Friday, May. 31, 1968
Free Speech or Conspiracy?
On the screen in black and white with the sound track of Bach's "Sheep May Safely Graze," the line of young men one after another touched their draft cards to a flickering candle. After watching the cards blaze down to finger-burning remains, they dropped the charred stubs in a silver bowl and shook hands with the Rev. William Sloane Coffin. Shown in a darkened Boston federal courtroom last week, the TV newsreel was offered by a federal prosecutor as part of the evidence against Yale Chaplain Coffin, 43, Pediatrician Benjamin Spock, 65, and three codefendants, all charged with conspiracy.
In presenting its case to the all-male jury, the prosecution charged that the five conspired "to unlawfully, knowingly and willfully counsel, aid and abet" young Americans in evading the draft. Lawyers for the defense answered the charges with the argument that the free-speech guarantee of the First Amendment shielded their clients from prosecution.
News Releases & Handbills. The Government's massive and well-organized evidence was presented to the jury by Assistant U.S. Attorney John Wall, 32, a former paratrooper and Army intelligence officer. In addition to snowing several film clips, Wall read militant handbills and news releases issued by the defendants, bearing such titles as "Civil Disobedience Against the War" and "A Call to Resist Illegitimate Authority." Wall challenged the defendants' not-guilty pleas by quoting Dr. Spock, who in December had told FBI men: "I'm well aware that I could wind up in jail because of my illegal activities."
The jury also heard Assistant Deputy U.S. Attorney General John McDonough state that Coffin, in the company of Co-Defendants Spock, Mitchell Goodman, 44, a New York writer, and Marcus Raskin, 33, a former White House disarmament aide, had delivered a briefcase filled with 356 draft cards to the Justice Department. McDonough testified that Raskin declared, "These cards are evidence of a violation of a federal law, and it is your duty to accept them." Film shot by a Boston TV crew of the draft-card-burning ceremony showed the fifth defendant, Michael Ferber, 23, a Harvard graduate student, urging his audience "to make it difficult and politically dangerous for the government to prosecute us."
Violation of Conscience. In another film, Coffin exclaimed at a New York press conference: "Let these arrests be made in churches and synagogues, that this country can see that the nation is now engaged in actions which are in violation of individual conscience." Soon after the film was shown at the court house, U.S. marshals dragged Robert A. Talmanson, 21, a convicted draft evader, from Boston's Arlington Street Unitarian-Universalist Church. A bloody melee ensued outside the church. Talmanson had gone to the church for sanctuary, an ancient tradition not legally recognized in the U.S.
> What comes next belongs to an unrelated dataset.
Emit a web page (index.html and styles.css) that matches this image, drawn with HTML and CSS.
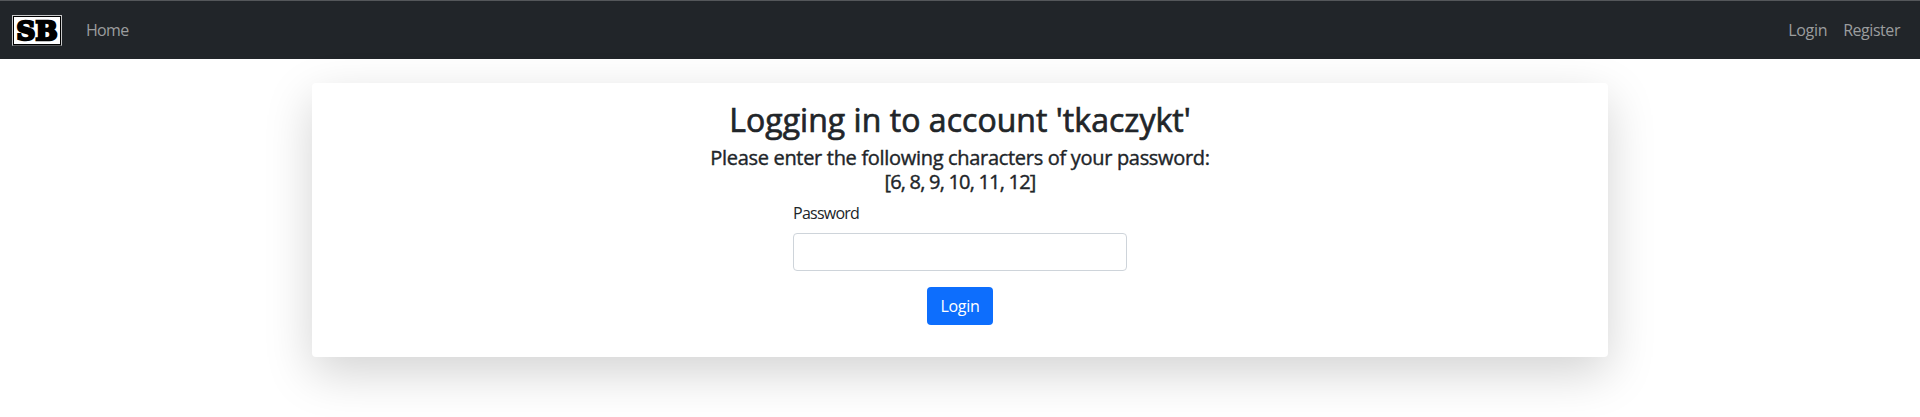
FILE: index.html
```html
<!DOCTYPE html>
<html lang="en">
<head>
<meta charset="utf-8">
<title>Login</title>
<link rel="stylesheet" href="styles.css">
</head>
<body>
<nav class="navbar">
  <a class="brand" href="#" aria-label="SB">
    <span class="logo"><span class="logo-text">SB</span></span>
  </a>
  <a class="nav-link home" href="#">Home</a>
  <div class="nav-right">
    <a class="nav-link login" href="#">Login</a>
    <a class="nav-link register" href="#">Register</a>
  </div>
</nav>
<main class="card">
  <h2 class="title">Logging in to account 'tkaczykt'</h2>
  <h5 class="subtitle">Please enter the following characters of your password:<br><span class="positions">[6, 8, 9, 10, 11, 12]</span></h5>
  <form class="form">
    <label class="label" for="password">Password</label>
    <input class="input" id="password" type="password">
    <button class="button" type="button">Login</button>
  </form>
</main>
</body>
</html>
```
FILE: styles.css
```css
* { box-sizing: border-box; }
body {
  margin: 0;
  min-height: 417px;
  background: #fff;
  color: #212529;
  font: 400 16px/24px "Segoe UI", "Open Sans", "Noto Sans", sans-serif;
}
.navbar {
  display: flex;
  align-items: center;
  height: 59px;
  padding: 1px 20px 0 12px;
  background: #212529;
  border-top: 1px solid #54575a;
}
.brand { text-decoration: none; margin-right: 24px; }
.logo {
  display: flex;
  align-items: center;
  justify-content: center;
  width: 50px;
  height: 31px;
  border: 1px solid #c8c9ca;
  border-bottom-color: #55585b;
  background: #fff;
  box-shadow: inset 0 0 0 1px #000;
  color: #000;
}
.logo-text {
  font: 700 26px/26px "DejaVu Serif", serif;
  letter-spacing: 0;
  -webkit-text-stroke: 2.6px #000;
}
.nav-link { color: #9b9d9e; text-decoration: none; letter-spacing: -0.3px; padding-bottom: 2px; }
.home { letter-spacing: -0.7px; }
.register { letter-spacing: -0.45px; }
.nav-right { display: flex; gap: 16px; margin-left: auto; }
.card {
  width: 1296px;
  height: 274px;
  margin: 24px auto 0;
  padding: 18px 16px 16px;
  border-radius: 4px;
  background: #fff;
  box-shadow: 0 16px 48px rgba(0, 0, 0, .175);
  text-align: center;
}
.title {
  margin: 0 0 7px;
  font-size: 32px;
  line-height: 38px;
  font-weight: 500;
  letter-spacing: 0.04px;
  -webkit-text-stroke: .7px #212529;
}
.subtitle {
  margin: 0 0 7px;
  font-size: 20px;
  line-height: 24px;
  font-weight: 500;
  letter-spacing: -0.31px;
  -webkit-text-stroke: .4px #212529;
}
.positions { letter-spacing: -0.8px; }
.form { display: flex; flex-direction: column; align-items: center; width: 334px; margin: 0 auto; }
.label { align-self: flex-start; margin-bottom: 8px; letter-spacing: -0.75px; }
.input { width: 334px; height: 38px; border: 1px solid #ced4da; border-radius: 4px; background: #fff; }
.button {
  width: 66px;
  height: 38px;
  margin-top: 16px;
  padding: 0;
  border: 0;
  border-radius: 4px;
  background: #0d6efd;
  color: #fff;
  font: inherit;
  letter-spacing: -0.3px;
}
```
The Boston trial is expected to drag on for several weeks, despite 85-year-old Judge Francis J. W. Ford's warnings to "get on with it." In another draft-related case, a Baltimore district court last week sentenced two pacifists to six years in federal prison and a third to three years for pouring duck blood on draft-board records. One of those sentenced to a six-year stretch was the Rev. Philip F. Berrigan, 44, a Roman Catholic priest.